US congresswomen have walked out of work, joining women around the world who are going on strike as part of International Women's Day (marked in New Zealand yesterday).
The move by House Democrats is part of a "Day Without a Woman" strike, designed to highlight how crucial women are to the US national workforce.
"I think it's important women in Congress show our solidarity," said Congresswoman Lois Frankel.
Schools in some districts were forced to close after staff walked out.
International Women's Day has grown from a labour movement with its roots in a 1908 protest to a UN-recognised annual event.
Protests of various kind took place around the world. In Ireland, women across the country went on strike and wore black to protest against the country's restrictive abortion laws.
Solidarity protests were held in London, Amsterdam and elsewhere to call for Irish laws to be changed.
Women in Poland staged rallies and marches to demand protection against violence, equal rights and respect.

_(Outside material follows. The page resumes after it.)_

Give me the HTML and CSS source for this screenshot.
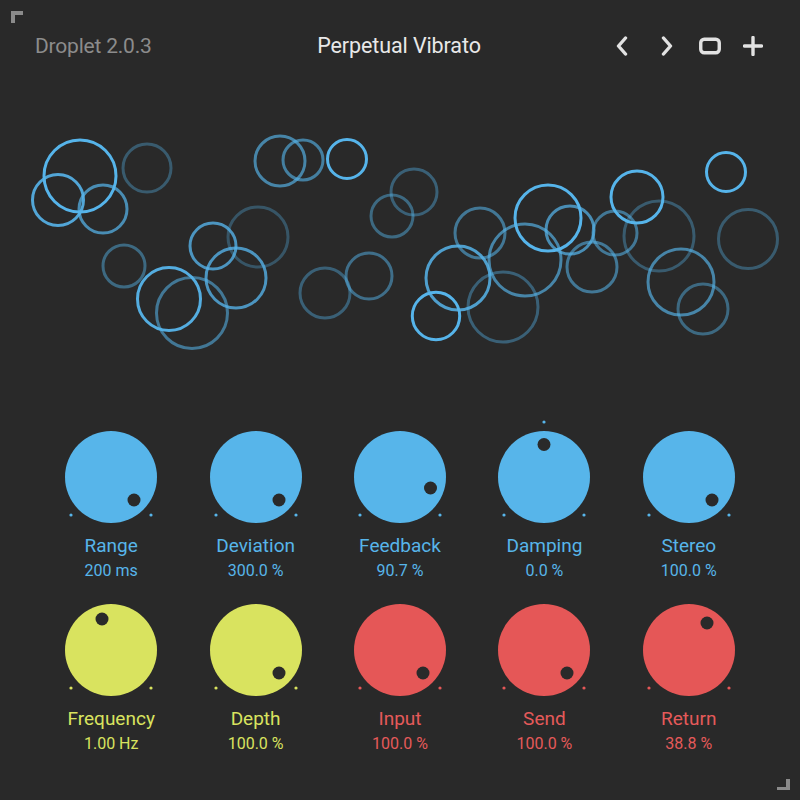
FILE: index.html
```html
<!DOCTYPE html>
<html>
<head>
<meta charset="utf-8">
<link rel="stylesheet" href="styles.css">
</head>
<body>
<div class="app">
  <div class="corner corner-tl"></div>
  <div class="corner corner-br"></div>

  <header class="header">
    <div class="brand">Droplet 2.0.3</div>
    <div class="title">Perpetual Vibrato</div>
    <div class="tools">
      <svg class="icon" width="12" height="20" viewBox="0 0 12 20"><path d="M9.5 2 L2.5 10 L9.5 18"/></svg>
      <svg class="icon" width="12" height="20" viewBox="0 0 12 20"><path d="M2.5 2 L9.5 10 L2.5 18"/></svg>
      <svg class="icon" width="24" height="20" viewBox="0 0 24 20"><rect x="2.75" y="3.25" width="18.5" height="13.5" rx="3.5"/></svg>
      <svg class="icon" width="20" height="20" viewBox="0 0 20 20"><path d="M10 1.5 V18.5 M1.5 10 H18.5"/></svg>
    </div>
  </header>

  <svg class="drops" width="800" height="270" viewBox="0 100 800 270">
    <circle class="o100" cx="80" cy="176" r="36"/>
    <circle class="o90" cx="58" cy="200" r="25.5"/>
    <circle class="o75" cx="103" cy="209" r="24"/>
    <circle class="o40" cx="147" cy="168" r="24"/>
    <circle class="o70" cx="280" cy="161" r="25"/>
    <circle class="o65" cx="303" cy="160" r="20"/>
    <circle class="o100" cx="347" cy="159" r="19.5"/>
    <circle class="o35" cx="258" cy="237" r="30"/>
    <circle class="o80" cx="213" cy="246" r="23"/>
    <circle class="o50" cx="124" cy="266" r="21"/>
    <circle class="o95" cx="169" cy="299" r="31.5"/>
    <circle class="o60" cx="192" cy="313" r="35.5"/>
    <circle class="o80" cx="236" cy="278" r="30"/>
    <circle class="o45" cx="325" cy="293" r="25"/>
    <circle class="o55" cx="369" cy="276" r="23"/>
    <circle class="o45" cx="414" cy="192" r="23"/>
    <circle class="o50" cx="392" cy="216" r="21"/>
    <circle class="o60" cx="480" cy="233" r="25"/>
    <circle class="o100" cx="548" cy="218" r="33"/>
    <circle class="o75" cx="570" cy="230" r="24"/>
    <circle class="o60" cx="615" cy="233" r="22"/>
    <circle class="o100" cx="637" cy="197" r="26"/>
    <circle class="o40" cx="659" cy="236" r="35"/>
    <circle class="o100" cx="726" cy="172" r="19.5"/>
    <circle class="o40" cx="748" cy="239" r="29.5"/>
    <circle class="o70" cx="525" cy="260" r="36"/>
    <circle class="o85" cx="458" cy="278" r="32"/>
    <circle class="o45" cx="503" cy="307" r="35"/>
    <circle class="o100" cx="436" cy="316" r="23.7"/>
    <circle class="o60" cx="592" cy="267" r="25"/>
    <circle class="o70" cx="681" cy="282" r="33"/>
    <circle class="o50" cx="703" cy="309" r="25"/>
  </svg>

  <section class="knobs">
    <div class="knob blue">
      <svg class="dial" width="120" height="120" viewBox="-60 -60 120 120">
        <circle class="face" r="46"/>
        <circle class="tick" cx="-40" cy="38" r="1.6"/><circle class="tick" cx="40" cy="38" r="1.6"/>
        <circle class="pointer" cx="23" cy="23" r="6.5"/>
      </svg>
      <div class="label">Range</div>
      <div class="value">200 ms</div>
    </div>
    <div class="knob blue">
      <svg class="dial" width="120" height="120" viewBox="-60 -60 120 120">
        <circle class="face" r="46"/>
        <circle class="tick" cx="-40" cy="38" r="1.6"/><circle class="tick" cx="40" cy="38" r="1.6"/>
        <circle class="pointer" cx="23" cy="23" r="6.5"/>
      </svg>
      <div class="label">Deviation</div>
      <div class="value">300.0 %</div>
    </div>
    <div class="knob blue">
      <svg class="dial" width="120" height="120" viewBox="-60 -60 120 120">
        <circle class="face" r="46"/>
        <circle class="tick" cx="-40" cy="38" r="1.6"/><circle class="tick" cx="40" cy="38" r="1.6"/>
        <circle class="pointer" cx="30.5" cy="11" r="6.5"/>
      </svg>
      <div class="label">Feedback</div>
      <div class="value">90.7 %</div>
    </div>
    <div class="knob blue">
      <svg class="dial" width="120" height="120" viewBox="-60 -60 120 120">
        <circle class="face" r="46"/>
        <circle class="tick" cx="-40" cy="38" r="1.6"/><circle class="tick" cx="40" cy="38" r="1.6"/>
        <circle class="tick" cx="0" cy="-55" r="1.6"/>
        <circle class="pointer" cx="0" cy="-32.5" r="6.5"/>
      </svg>
      <div class="label">Damping</div>
      <div class="value">0.0 %</div>
    </div>
    <div class="knob blue">
      <svg class="dial" width="120" height="120" viewBox="-60 -60 120 120">
        <circle class="face" r="46"/>
        <circle class="tick" cx="-40" cy="38" r="1.6"/><circle class="tick" cx="40" cy="38" r="1.6"/>
        <circle class="pointer" cx="23" cy="23" r="6.5"/>
      </svg>
      <div class="label">Stereo</div>
      <div class="value">100.0 %</div>
    </div>

    <div class="knob yellow">
      <svg class="dial" width="120" height="120" viewBox="-60 -60 120 120">
        <circle class="face" r="46"/>
        <circle class="tick" cx="-40" cy="38" r="1.6"/><circle class="tick" cx="40" cy="38" r="1.6"/>
        <circle class="pointer" cx="-9" cy="-31" r="6.5"/>
      </svg>
      <div class="label">Frequency</div>
      <div class="value">1.00 Hz</div>
    </div>
    <div class="knob yellow">
      <svg class="dial" width="120" height="120" viewBox="-60 -60 120 120">
        <circle class="face" r="46"/>
        <circle class="tick" cx="-40" cy="38" r="1.6"/><circle class="tick" cx="40" cy="38" r="1.6"/>
        <circle class="pointer" cx="23" cy="23" r="6.5"/>
      </svg>
      <div class="label">Depth</div>
      <div class="value">100.0 %</div>
    </div>
    <div class="knob red">
      <svg class="dial" width="120" height="120" viewBox="-60 -60 120 120">
        <circle class="face" r="46"/>
        <circle class="tick" cx="-40" cy="38" r="1.6"/><circle class="tick" cx="40" cy="38" r="1.6"/>
        <circle class="pointer" cx="23" cy="23" r="6.5"/>
      </svg>
      <div class="label">Input</div>
      <div class="value">100.0 %</div>
    </div>
    <div class="knob red">
      <svg class="dial" width="120" height="120" viewBox="-60 -60 120 120">
        <circle class="face" r="46"/>
        <circle class="tick" cx="-40" cy="38" r="1.6"/><circle class="tick" cx="40" cy="38" r="1.6"/>
        <circle class="pointer" cx="23" cy="23" r="6.5"/>
      </svg>
      <div class="label">Send</div>
      <div class="value">100.0 %</div>
    </div>
    <div class="knob red">
      <svg class="dial" width="120" height="120" viewBox="-60 -60 120 120">
        <circle class="face" r="46"/>
        <circle class="tick" cx="-40" cy="38" r="1.6"/><circle class="tick" cx="40" cy="38" r="1.6"/>
        <circle class="pointer" cx="18" cy="-27" r="6.5"/>
      </svg>
      <div class="label">Return</div>
      <div class="value">38.8 %</div>
    </div>
  </section>
</div>
</body>
</html>
```

FILE: styles.css
```css
* { box-sizing: border-box; }
html, body { margin: 0; padding: 0; background: #292929; }
body {
  font-family: Roboto, "Liberation Sans", sans-serif;
  width: 800px;
  height: 800px;
  overflow: hidden;
}
.app {
  position: relative;
  width: 800px;
  height: 800px;
  background: #292929;
}
.corner {
  position: absolute;
  width: 12px;
  height: 12px;
}
.corner-tl {
  left: 11px;
  top: 11px;
  border-left: 4px solid #8a8a8a;
  border-top: 4px solid #8a8a8a;
}
.corner-br {
  right: 10px;
  bottom: 10px;
  width: 13px;
  height: 11px;
  border-right: 4px solid #8a8a8a;
  border-bottom: 3px solid #8a8a8a;
}
.header {
  height: 100px;
  display: grid;
  grid-template-columns: 1fr auto 1fr;
  align-items: start;
  padding: 30px 37px 0 35px;
}
.brand {
  font-size: 21px;
  color: #8c8c8c;
  line-height: 32px;
  letter-spacing: -0.2px;
}
.title {
  font-size: 21.5px;
  color: #e8e8e8;
  line-height: 32px;
  letter-spacing: -0.1px;
}
.tools {
  justify-self: end;
  display: flex;
  align-items: center;
  margin-top: 6px;
}
.icon {
  display: block;
  fill: none;
  stroke: #e2e2e2;
  stroke-width: 3.4;
  stroke-linecap: round;
  stroke-linejoin: round;
}
.icon:nth-child(1) { margin-right: 33px; }
.icon:nth-child(2) { margin-right: 25px; }
.icon:nth-child(3) { margin-right: 21px; }
.drops {
  display: block;
}
.drops circle {
  fill: none;
  stroke: #56b4ea;
  stroke-width: 3;
}
.drops .o100 { stroke-opacity: 1; }
.drops .o95 { stroke-opacity: 0.95; }
.drops .o90 { stroke-opacity: 0.9; }
.drops .o85 { stroke-opacity: 0.85; }
.drops .o80 { stroke-opacity: 0.78; }
.drops .o75 { stroke-opacity: 0.72; }
.drops .o70 { stroke-opacity: 0.66; }
.drops .o65 { stroke-opacity: 0.62; }
.drops .o60 { stroke-opacity: 0.56; }
.drops .o55 { stroke-opacity: 0.5; }
.drops .o50 { stroke-opacity: 0.46; }
.drops .o45 { stroke-opacity: 0.4; }
.drops .o40 { stroke-opacity: 0.36; }
.drops .o35 { stroke-opacity: 0.32; }

.knobs {
  display: grid;
  grid-template-columns: repeat(5, 1fr);
  row-gap: 6px;
  padding: 47px 39px 0 39px;
}
.knob {
  display: flex;
  flex-direction: column;
  align-items: center;
}
.dial { display: block; }
.label {
  font-size: 19px;
  line-height: 22px;
  margin-top: -2px;
}
.value {
  font-size: 16px;
  line-height: 22px;
  margin-top: 3px;
  margin-bottom: 2px;
}
.pointer { fill: #2a2a2a; }
.blue .face, .blue .tick { fill: #57b5ea; }
.blue .label, .blue .value { color: #57b5ea; }
.yellow .face, .yellow .tick { fill: #d9e35f; }
.yellow .label, .yellow .value { color: #d9e35f; }
.red .face, .red .tick { fill: #e55757; }
.red .label, .red .value { color: #e55a5a; }
```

In Germany, airline Lufthansa said six all-female crews would be flying in support of the day. Just percent of pilots in the airline's parent company Lufthansa are women.
Sweden's women's football team replaced the names on the back of their jersey's with tweets from Swedish women "who have struggled to gain ground in their respective field".
In the US, thousands of women were expected to not work or spend money, to demonstrate their economic strength and impact on society.
"We provide all this value and keep the system going and receive unequal benefits from it," said Cassady Findlay, a spokeswoman for the organisers behind the idea.
US women are paid just four-fifths of their male counterparts' wages.
The "Day Without a Woman" is being organised by the group behind the Women's March in January, when millions across the US gathered to protest the day after Donald Trump's inauguration.
International Women's Day rallies are planned in New York, Philadelphia, Baltimore, Milwaukee, Washington and Berkeley, California, with some employers giving women time off to attend.
Mr Trump tweeted on Wednesday to say he had "tremendous respect for women", but the president has been accused of sexism and forced to deny a series of claims of sexual assault.
Elsewhere, Iceland's government said that it would begin to make employers prove they offer equal pay regardless of gender, ethnicity, sexuality or nationality, becoming the first country to do so.
And in Finland, the country announced a a $160,000 International Gender Equality Prize to be given to "a dedicated defender and builder of equality".
Hundreds of women in the tiny state of Montenegro protested against cuts in state aid for mothers of three or more children, and in Romania dozens of women lay on the ground and read out the names of women killed by their partners to highlight domestic violence.